TASK DESCRIPTION = Restate the whole of the material. Keep every word, and drop the pictures.

..........

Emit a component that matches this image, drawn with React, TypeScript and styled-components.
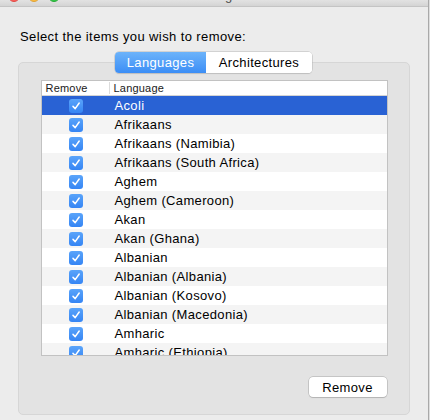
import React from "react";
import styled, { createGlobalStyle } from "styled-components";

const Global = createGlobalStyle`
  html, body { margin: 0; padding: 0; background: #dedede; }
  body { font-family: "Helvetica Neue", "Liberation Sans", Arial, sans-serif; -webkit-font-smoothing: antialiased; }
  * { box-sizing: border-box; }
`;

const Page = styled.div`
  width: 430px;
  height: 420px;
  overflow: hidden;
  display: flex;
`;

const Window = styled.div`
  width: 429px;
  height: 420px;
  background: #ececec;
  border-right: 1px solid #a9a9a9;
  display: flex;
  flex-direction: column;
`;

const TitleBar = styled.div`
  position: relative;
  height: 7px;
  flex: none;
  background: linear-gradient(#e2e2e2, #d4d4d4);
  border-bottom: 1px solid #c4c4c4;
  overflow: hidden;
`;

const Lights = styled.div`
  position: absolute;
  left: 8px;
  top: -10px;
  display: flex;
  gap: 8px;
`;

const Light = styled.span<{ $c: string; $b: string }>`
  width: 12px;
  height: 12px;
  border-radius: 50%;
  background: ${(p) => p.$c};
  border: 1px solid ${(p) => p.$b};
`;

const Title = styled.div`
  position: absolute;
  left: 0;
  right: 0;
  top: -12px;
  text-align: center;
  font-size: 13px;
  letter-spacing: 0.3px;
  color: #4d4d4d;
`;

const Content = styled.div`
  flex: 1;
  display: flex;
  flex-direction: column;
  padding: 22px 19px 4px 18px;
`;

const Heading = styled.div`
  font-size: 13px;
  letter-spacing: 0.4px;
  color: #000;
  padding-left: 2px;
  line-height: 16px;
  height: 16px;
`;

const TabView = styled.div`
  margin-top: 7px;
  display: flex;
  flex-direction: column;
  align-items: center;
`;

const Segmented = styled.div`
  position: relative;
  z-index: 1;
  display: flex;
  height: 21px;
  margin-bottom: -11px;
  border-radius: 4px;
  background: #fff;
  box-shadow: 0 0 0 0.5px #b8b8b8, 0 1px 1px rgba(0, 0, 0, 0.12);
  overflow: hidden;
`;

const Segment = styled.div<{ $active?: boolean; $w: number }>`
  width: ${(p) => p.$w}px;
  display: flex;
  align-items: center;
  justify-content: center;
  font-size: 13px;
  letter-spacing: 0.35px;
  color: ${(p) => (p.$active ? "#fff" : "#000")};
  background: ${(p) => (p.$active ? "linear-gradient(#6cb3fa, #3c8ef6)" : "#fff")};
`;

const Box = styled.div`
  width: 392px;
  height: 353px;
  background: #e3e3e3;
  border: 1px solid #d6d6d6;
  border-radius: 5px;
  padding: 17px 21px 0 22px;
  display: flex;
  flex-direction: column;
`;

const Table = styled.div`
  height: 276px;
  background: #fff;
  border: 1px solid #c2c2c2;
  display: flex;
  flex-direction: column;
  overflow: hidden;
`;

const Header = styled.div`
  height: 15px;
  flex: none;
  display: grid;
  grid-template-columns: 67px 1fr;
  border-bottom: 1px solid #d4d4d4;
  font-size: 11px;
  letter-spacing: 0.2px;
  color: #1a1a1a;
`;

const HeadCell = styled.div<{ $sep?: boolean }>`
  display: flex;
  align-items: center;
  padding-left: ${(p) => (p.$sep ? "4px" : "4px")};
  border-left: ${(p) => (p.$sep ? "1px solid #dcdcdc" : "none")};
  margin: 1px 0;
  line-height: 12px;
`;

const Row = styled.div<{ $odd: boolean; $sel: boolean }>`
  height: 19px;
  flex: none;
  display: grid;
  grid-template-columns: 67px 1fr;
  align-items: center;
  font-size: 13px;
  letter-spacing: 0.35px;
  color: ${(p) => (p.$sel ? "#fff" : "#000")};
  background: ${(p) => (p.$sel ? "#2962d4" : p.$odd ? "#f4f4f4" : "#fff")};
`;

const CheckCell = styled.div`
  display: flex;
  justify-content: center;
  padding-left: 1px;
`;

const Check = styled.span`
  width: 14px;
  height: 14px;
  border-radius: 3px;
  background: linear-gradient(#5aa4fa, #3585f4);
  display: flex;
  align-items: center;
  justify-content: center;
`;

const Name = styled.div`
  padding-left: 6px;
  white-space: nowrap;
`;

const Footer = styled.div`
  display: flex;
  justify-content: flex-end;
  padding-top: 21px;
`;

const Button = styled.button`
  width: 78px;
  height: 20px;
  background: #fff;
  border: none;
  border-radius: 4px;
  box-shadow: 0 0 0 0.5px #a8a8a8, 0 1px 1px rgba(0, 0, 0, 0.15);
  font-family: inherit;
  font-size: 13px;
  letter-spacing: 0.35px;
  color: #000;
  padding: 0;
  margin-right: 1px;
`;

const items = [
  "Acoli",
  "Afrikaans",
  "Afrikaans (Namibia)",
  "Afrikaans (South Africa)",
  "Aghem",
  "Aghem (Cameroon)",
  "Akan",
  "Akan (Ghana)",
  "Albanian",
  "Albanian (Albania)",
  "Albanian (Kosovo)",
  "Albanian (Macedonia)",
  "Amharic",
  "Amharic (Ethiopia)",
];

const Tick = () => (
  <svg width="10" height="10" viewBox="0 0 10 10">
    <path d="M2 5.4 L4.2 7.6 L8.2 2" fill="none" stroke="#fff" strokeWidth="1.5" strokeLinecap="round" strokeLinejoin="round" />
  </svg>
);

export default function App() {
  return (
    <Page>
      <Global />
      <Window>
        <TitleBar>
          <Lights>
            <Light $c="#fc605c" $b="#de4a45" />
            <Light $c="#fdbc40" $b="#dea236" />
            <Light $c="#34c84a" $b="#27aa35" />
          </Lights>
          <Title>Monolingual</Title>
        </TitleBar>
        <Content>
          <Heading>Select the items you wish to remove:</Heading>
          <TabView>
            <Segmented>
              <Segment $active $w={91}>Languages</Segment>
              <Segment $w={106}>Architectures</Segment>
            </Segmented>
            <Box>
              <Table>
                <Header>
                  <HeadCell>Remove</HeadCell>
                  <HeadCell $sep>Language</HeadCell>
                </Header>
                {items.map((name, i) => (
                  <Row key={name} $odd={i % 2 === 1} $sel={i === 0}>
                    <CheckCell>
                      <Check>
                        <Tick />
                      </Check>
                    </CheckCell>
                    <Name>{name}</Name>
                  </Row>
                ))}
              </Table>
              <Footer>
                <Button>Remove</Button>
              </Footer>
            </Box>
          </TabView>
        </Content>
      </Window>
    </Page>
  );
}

..........

RESULT OF THIS EXERCISE =
Emit a component that matches this image, drawn with React, TypeScript and styled-components.
import React from "react";
import styled, { createGlobalStyle } from "styled-components";

const Global = createGlobalStyle`
  html, body { margin: 0; padding: 0; background: #dedede; }
  body { font-family: "Helvetica Neue", "Liberation Sans", Arial, sans-serif; -webkit-font-smoothing: antialiased; }
  * { box-sizing: border-box; }
`;

const Page = styled.div`
  width: 430px;
  height: 420px;
  overflow: hidden;
  display: flex;
`;

const Window = styled.div`
  width: 429px;
  height: 420px;
  background: #ececec;
  border-right: 1px solid #a9a9a9;
  display: flex;
  flex-direction: column;
`;

const TitleBar = styled.div`
  position: relative;
  height: 7px;
  flex: none;
  background: linear-gradient(#e2e2e2, #d4d4d4);
  border-bottom: 1px solid #c4c4c4;
  overflow: hidden;
`;

const Lights = styled.div`
  position: absolute;
  left: 8px;
  top: -10px;
  display: flex;
  gap: 8px;
`;

const Light = styled.span<{ $c: string; $b: string }>`
  width: 12px;
  height: 12px;
  border-radius: 50%;
  background: ${(p) => p.$c};
  border: 1px solid ${(p) => p.$b};
`;

const Title = styled.div`
  position: absolute;
  left: 0;
  right: 0;
  top: -12px;
  text-align: center;
  font-size: 13px;
  letter-spacing: 0.3px;
  color: #4d4d4d;
`;

const Content = styled.div`
  flex: 1;
  display: flex;
  flex-direction: column;
  padding: 22px 19px 4px 18px;
`;

const Heading = styled.div`
  font-size: 13px;
  letter-spacing: 0.4px;
  color: #000;
  padding-left: 2px;
  line-height: 16px;
  height: 16px;
`;

const TabView = styled.div`
  margin-top: 7px;
  display: flex;
  flex-direction: column;
  align-items: center;
`;

const Segmented = styled.div`
  position: relative;
  z-index: 1;
  display: flex;
  height: 21px;
  margin-bottom: -11px;
  border-radius: 4px;
  background: #fff;
  box-shadow: 0 0 0 0.5px #b8b8b8, 0 1px 1px rgba(0, 0, 0, 0.12);
  overflow: hidden;
`;

const Segment = styled.div<{ $active?: boolean; $w: number }>`
  width: ${(p) => p.$w}px;
  display: flex;
  align-items: center;
  justify-content: center;
  font-size: 13px;
  letter-spacing: 0.35px;
  color: ${(p) => (p.$active ? "#fff" : "#000")};
  background: ${(p) => (p.$active ? "linear-gradient(#6cb3fa, #3c8ef6)" : "#fff")};
`;

const Box = styled.div`
  width: 392px;
  height: 353px;
  background: #e3e3e3;
  border: 1px solid #d6d6d6;
  border-radius: 5px;
  padding: 17px 21px 0 22px;
  display: flex;
  flex-direction: column;
`;

const Table = styled.div`
  height: 276px;
  background: #fff;
  border: 1px solid #c2c2c2;
  display: flex;
  flex-direction: column;
  overflow: hidden;
`;

const Header = styled.div`
  height: 15px;
  flex: none;
  display: grid;
  grid-template-columns: 67px 1fr;
  border-bottom: 1px solid #d4d4d4;
  font-size: 11px;
  letter-spacing: 0.2px;
  color: #1a1a1a;
`;

const HeadCell = styled.div<{ $sep?: boolean }>`
  display: flex;
  align-items: center;
  padding-left: ${(p) => (p.$sep ? "4px" : "4px")};
  border-left: ${(p) => (p.$sep ? "1px solid #dcdcdc" : "none")};
  margin: 1px 0;
  line-height: 12px;
`;

const Row = styled.div<{ $odd: boolean; $sel: boolean }>`
  height: 19px;
  flex: none;
  display: grid;
  grid-template-columns: 67px 1fr;
  align-items: center;
  font-size: 13px;
  letter-spacing: 0.35px;
  color: ${(p) => (p.$sel ? "#fff" : "#000")};
  background: ${(p) => (p.$sel ? "#2962d4" : p.$odd ? "#f4f4f4" : "#fff")};
`;

const CheckCell = styled.div`
  display: flex;
  justify-content: center;
  padding-left: 1px;
`;

const Check = styled.span`
  width: 14px;
  height: 14px;
  border-radius: 3px;
  background: linear-gradient(#5aa4fa, #3585f4);
  display: flex;
  align-items: center;
  justify-content: center;
`;

const Name = styled.div`
  padding-left: 6px;
  white-space: nowrap;
`;

const Footer = styled.div`
  display: flex;
  justify-content: flex-end;
  padding-top: 21px;
`;

const Button = styled.button`
  width: 78px;
  height: 20px;
  background: #fff;
  border: none;
  border-radius: 4px;
  box-shadow: 0 0 0 0.5px #a8a8a8, 0 1px 1px rgba(0, 0, 0, 0.15);
  font-family: inherit;
  font-size: 13px;
  letter-spacing: 0.35px;
  color: #000;
  padding: 0;
  margin-right: 1px;
`;

const items = [
  "Acoli",
  "Afrikaans",
  "Afrikaans (Namibia)",
  "Afrikaans (South Africa)",
  "Aghem",
  "Aghem (Cameroon)",
  "Akan",
  "Akan (Ghana)",
  "Albanian",
  "Albanian (Albania)",
  "Albanian (Kosovo)",
  "Albanian (Macedonia)",
  "Amharic",
  "Amharic (Ethiopia)",
];

const Tick = () => (
  <svg width="10" height="10" viewBox="0 0 10 10">
    <path d="M2 5.4 L4.2 7.6 L8.2 2" fill="none" stroke="#fff" strokeWidth="1.5" strokeLinecap="round" strokeLinejoin="round" />
  </svg>
);

export default function App() {
  return (
    <Page>
      <Global />
      <Window>
        <TitleBar>
          <Lights>
            <Light $c="#fc605c" $b="#de4a45" />
            <Light $c="#fdbc40" $b="#dea236" />
            <Light $c="#34c84a" $b="#27aa35" />
          </Lights>
          <Title>Monolingual</Title>
        </TitleBar>
        <Content>
          <Heading>Select the items you wish to remove:</Heading>
          <TabView>
            <Segmented>
              <Segment $active $w={91}>Languages</Segment>
              <Segment $w={106}>Architectures</Segment>
            </Segmented>
            <Box>
              <Table>
                <Header>
                  <HeadCell>Remove</HeadCell>
                  <HeadCell $sep>Language</HeadCell>
                </Header>
                {items.map((name, i) => (
                  <Row key={name} $odd={i % 2 === 1} $sel={i === 0}>
                    <CheckCell>
                      <Check>
                        <Tick />
                      </Check>
                    </CheckCell>
                    <Name>{name}</Name>
                  </Row>
                ))}
              </Table>
              <Footer>
                <Button>Remove</Button>
              </Footer>
            </Box>
          </TabView>
        </Content>
      </Window>
    </Page>
  );
}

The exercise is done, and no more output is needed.